There are currently just two pilot-scale offshore wind projects operating off U.S. coasts. The Biden administration’s recent final environmental review for the 800-megawatt Vineyard Wind project off Massachusetts means that project is expected to be the first offshore wind farm of scale in this country. The Bureau of Ocean Energy Management also is reviewing a second major offshore wind farm, South Fork, off the Rhode Island coast.
As part of the White House announcement, BOEM said it will shortly begin the environmental review process for a third wind farm: the Ocean Wind proposal off the coast of New Jersey that’s estimated to produce enough power to run 500,000 homes.
In addition to permitting and funding opportunities, the Biden administration said it will award $8 million to support 15 offshore wind research and development projects, in partnership with New York. The research will focus on well-known pinch points for the offshore wind sector, like supply chain development, conflict mitigation with other ocean users and innovation of electrical systems.
Offshore wind potential swelled in recent years as the cost to develop the massive power projects fell. Its growth was also spurred by coastal states, like New York, which announced mandates to use offshore wind power in massive quantities to meet ambitious climate targets.
More than a dozen developers have proposed wind farms along the East Coast. Interior has estimated as many as 2,000 turbines could be raised by the end of the decade.
But offshore wind has stalled in recent years as the Trump administration took a closer look at how the rapid expansion of offshore wind could affect other ocean users, largely commercial fishermen.
The Trump administration pumped the brakes in 2019 by withholding a final decision on Vineyard Wind, prompting complaints from the industry about political interference.
But commercial fishermen have also continued to raise concerns about how they will navigate among thousands of turbines and pressed for greater analysis.
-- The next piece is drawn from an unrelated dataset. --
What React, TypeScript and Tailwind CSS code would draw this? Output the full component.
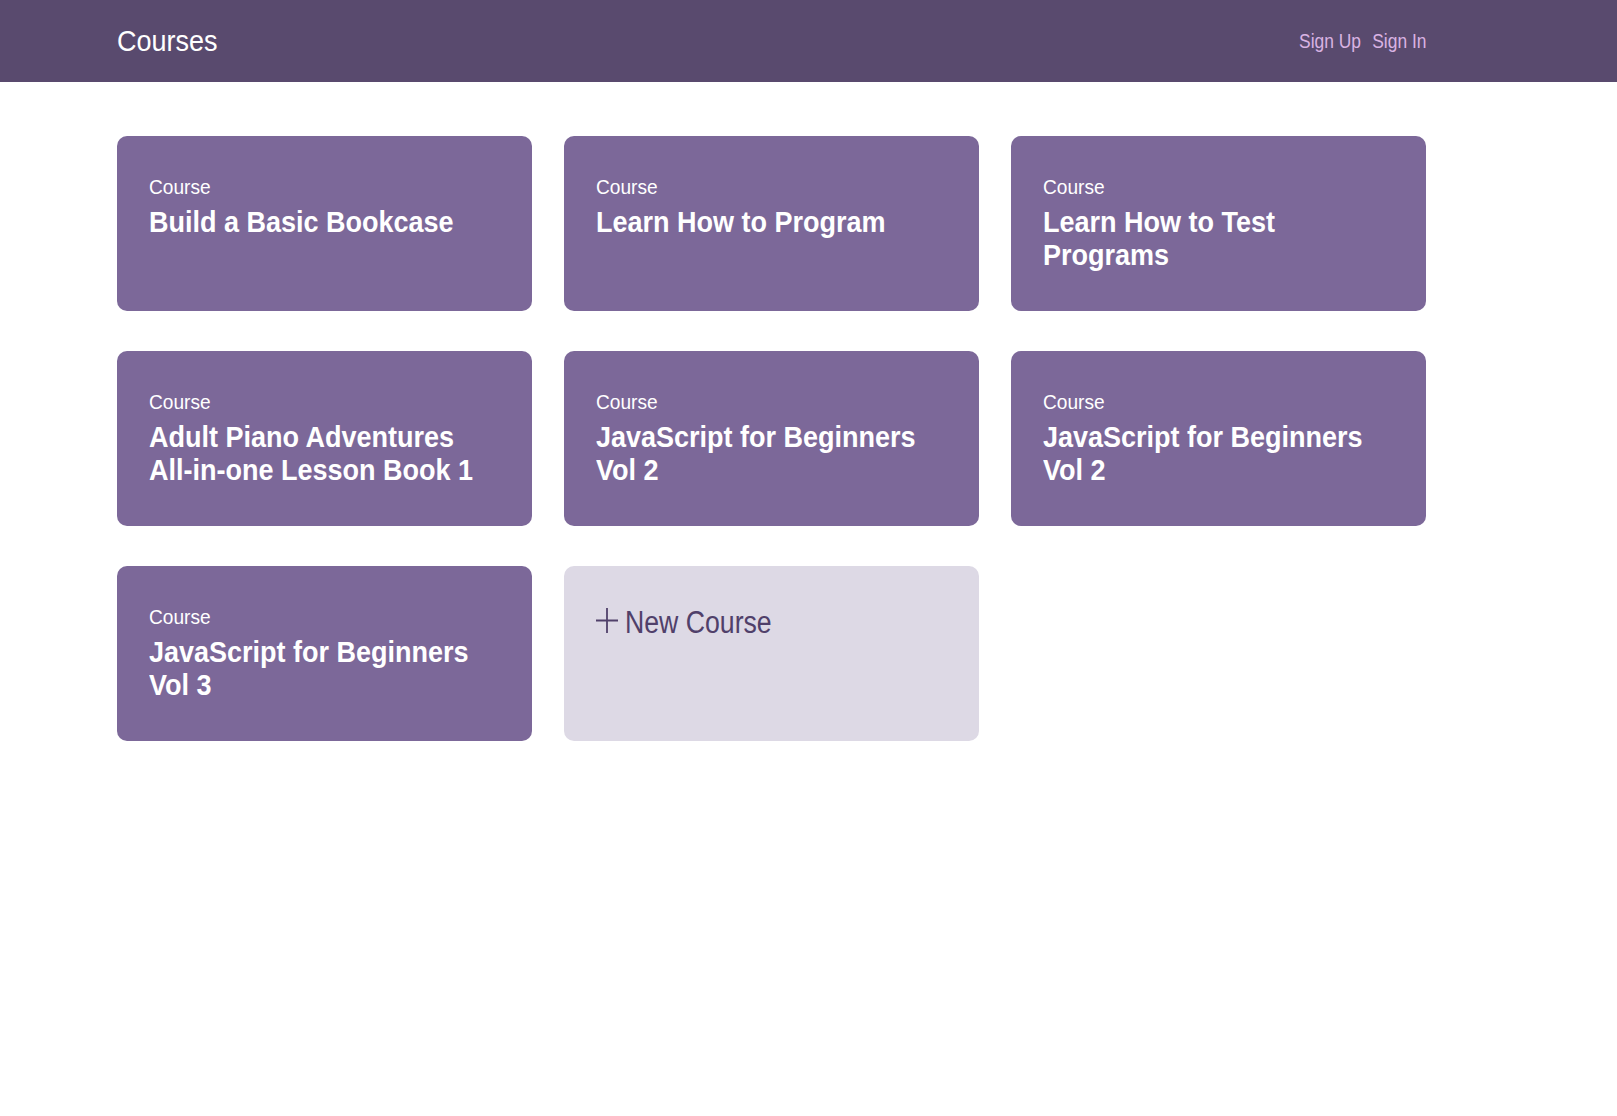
const courses = [
  "Build a Basic Bookcase",
  "Learn How to Program",
  "Learn How to Test Programs",
  "Adult Piano Adventures All-in-one Lesson Book 1",
  "JavaScript for Beginners Vol 2",
  "JavaScript for Beginners Vol 2",
  "JavaScript for Beginners Vol 3",
];

const CourseCard = ({ title }: { title: string }) => {
  return (
    <a href="#" className="block h-[175px] rounded-[10px] bg-[#7c6899] px-8 pt-[38px] text-white">
      <div className="w-[380px] origin-left scale-x-[0.91] text-[21px] leading-[26px]">Course</div>
      <h3 className="mt-[5px] w-[389px] origin-left scale-x-[0.9] text-[30px] font-bold leading-[33px]">
        {title}
      </h3>
    </a>
  );
};

export default function App() {
  return (
    <div className="min-h-screen bg-white font-['Liberation_Sans',Arial,sans-serif]">
      <header className="h-[82px] bg-[#594a6e]">
        <div className="box-content flex h-full w-[1309px] items-center justify-between pl-[117px]">
          <h1 className="origin-left scale-x-[0.9] text-[30px] leading-[36px] text-white">Courses</h1>
          <nav className="flex origin-right scale-x-[0.87] gap-[13px] text-[20px] leading-[24px] text-[#d9b3e3]">
            <a href="#">Sign Up</a>
            <a href="#">Sign In</a>
          </nav>
        </div>
      </header>

      <main className="pl-[117px] pt-[54px]">
        <div className="grid w-[1309px] grid-cols-3 gap-x-8 gap-y-[40px]">
          {courses.map((title, i) => (
            <CourseCard key={i} title={title} />
          ))}
          <a href="#" className="flex h-[175px] items-start rounded-[10px] bg-[#ddd9e5] px-8 pt-[39px] text-[#50406a]">
            <svg width="22" height="25" viewBox="0 0 22 25" className="mr-[7px] mt-[3px] shrink-0" fill="none" stroke="currentColor" strokeWidth="1.8">
              <path d="M11 0v25M0 12.5h22" />
            </svg>
            <span className="origin-left scale-x-[0.86] whitespace-nowrap text-[31px] leading-[36px]">New Course</span>
          </a>
        </div>
      </main>
    </div>
  );
}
The first offshore wind farms in the U.S. are widely expected to inspire litigation from critics.
The Biden plan included nods to this conflict, with $1 million in grant funding set aside through the Commerce Department to study offshore wind’s impacts.
In a statement, Commerce Secretary Gina Raimondo signaled that her agency, which includes the marine wildlife manager NOAA Fisheries, will be tasked with the role of finding solutions to conflicts with fishermen.
She said Commerce would be "committed to innovative partnerships that advance the best science and data to ensure the development of offshore wind is transparent and inclusive of all stakeholders."
NOAA will also sign an agreement with Danish offshore wind developer Ørsted AS to share ocean data from the company’s U.S. lease areas, officials said.
NOAA and Interior often butted heads over offshore wind in recent years, and it was a conflict within those agencies that preceded the Trump administration stalling Vineyard Wind’s permitting process in 2019.
Raimondo stressed that today’s call with several Cabinet secretaries was evidence of the collaboration that would happen under Biden, and she acknowledged that offshore wind is "easy to talk about, hard to do."
"If you take one thing away from this afternoon’s meeting, it’s that," she said. "We are the gang that is going to shoot straight."